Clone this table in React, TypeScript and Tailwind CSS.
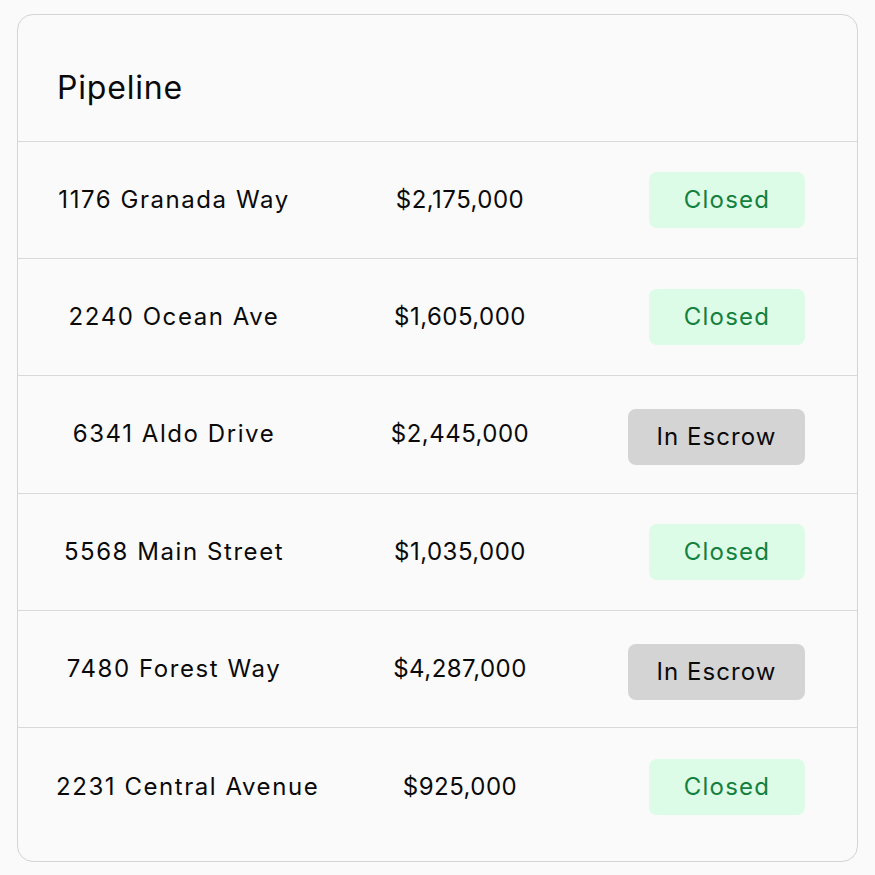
const deals = [
  { address: "1176 Granada Way", price: "$2,175,000", status: "Closed" },
  { address: "2240 Ocean Ave", price: "$1,605,000", status: "Closed" },
  { address: "6341 Aldo Drive", price: "$2,445,000", status: "In Escrow" },
  { address: "5568 Main Street", price: "$1,035,000", status: "Closed" },
  { address: "7480 Forest Way", price: "$4,287,000", status: "In Escrow" },
  { address: "2231 Central Avenue", price: "$925,000", status: "Closed" },
]

function StatusBadge({ status }: { status: string }) {
  if (status === "Closed") {
    return (
      <span className="flex h-[56px] w-[156px] items-center justify-center rounded-lg bg-[#dcfce7] tracking-[0.05em] text-[#15803d]">
        Closed
      </span>
    )
  }
  return (
    <span className="mt-[6px] flex h-[56px] w-[177px] items-center justify-center rounded-lg bg-[#d4d4d4] tracking-[0.045em] text-[#0a0a0a]">
      {status}
    </span>
  )
}

export default function App() {
  return (
    <div className="min-h-[875px] bg-[#fafafa] px-[17px] pt-[14px] font-['Inter',sans-serif] text-[#0a0a0a]">
      <div className="overflow-hidden rounded-2xl border border-[#d4d4d4] bg-[#fafafa]">
        <div className="flex h-[127px] items-center border-b border-[#d9d9d9] px-[39px] pt-[20px]">
          <h2 className="text-[32px] font-normal tracking-[0.025em]">Pipeline</h2>
        </div>
        <div className="pb-[16px]">
          {deals.map((d, i) => (
            <div
              key={d.address}
              className={
                "grid h-[117.2px] grid-cols-[312px_260px_1fr] items-center text-[24px] " +
                (i < deals.length - 1 ? "border-b border-[#d9d9d9]" : "")
              }
            >
              <div className="px-[38px] text-center whitespace-nowrap tracking-[0.065em]">{d.address}</div>
              <div className="text-center tracking-[0.02em]">{d.price}</div>
              <div className="flex justify-end pr-[52px]">
                <StatusBadge status={d.status} />
              </div>
            </div>
          ))}
        </div>
      </div>
    </div>
  )
}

——

**TO BE DONE:** Give the material again exactly as it is, but keep the pictures out.

**REPLY:**
Clone this table in React, TypeScript and Tailwind CSS.
const deals = [
  { address: "1176 Granada Way", price: "$2,175,000", status: "Closed" },
  { address: "2240 Ocean Ave", price: "$1,605,000", status: "Closed" },
  { address: "6341 Aldo Drive", price: "$2,445,000", status: "In Escrow" },
  { address: "5568 Main Street", price: "$1,035,000", status: "Closed" },
  { address: "7480 Forest Way", price: "$4,287,000", status: "In Escrow" },
  { address: "2231 Central Avenue", price: "$925,000", status: "Closed" },
]

function StatusBadge({ status }: { status: string }) {
  if (status === "Closed") {
    return (
      <span className="flex h-[56px] w-[156px] items-center justify-center rounded-lg bg-[#dcfce7] tracking-[0.05em] text-[#15803d]">
        Closed
      </span>
    )
  }
  return (
    <span className="mt-[6px] flex h-[56px] w-[177px] items-center justify-center rounded-lg bg-[#d4d4d4] tracking-[0.045em] text-[#0a0a0a]">
      {status}
    </span>
  )
}

export default function App() {
  return (
    <div className="min-h-[875px] bg-[#fafafa] px-[17px] pt-[14px] font-['Inter',sans-serif] text-[#0a0a0a]">
      <div className="overflow-hidden rounded-2xl border border-[#d4d4d4] bg-[#fafafa]">
        <div className="flex h-[127px] items-center border-b border-[#d9d9d9] px-[39px] pt-[20px]">
          <h2 className="text-[32px] font-normal tracking-[0.025em]">Pipeline</h2>
        </div>
        <div className="pb-[16px]">
          {deals.map((d, i) => (
            <div
              key={d.address}
              className={
                "grid h-[117.2px] grid-cols-[312px_260px_1fr] items-center text-[24px] " +
                (i < deals.length - 1 ? "border-b border-[#d9d9d9]" : "")
              }
            >
              <div className="px-[38px] text-center whitespace-nowrap tracking-[0.065em]">{d.address}</div>
              <div className="text-center tracking-[0.02em]">{d.price}</div>
              <div className="flex justify-end pr-[52px]">
                <StatusBadge status={d.status} />
              </div>
            </div>
          ))}
        </div>
      </div>
    </div>
  )
}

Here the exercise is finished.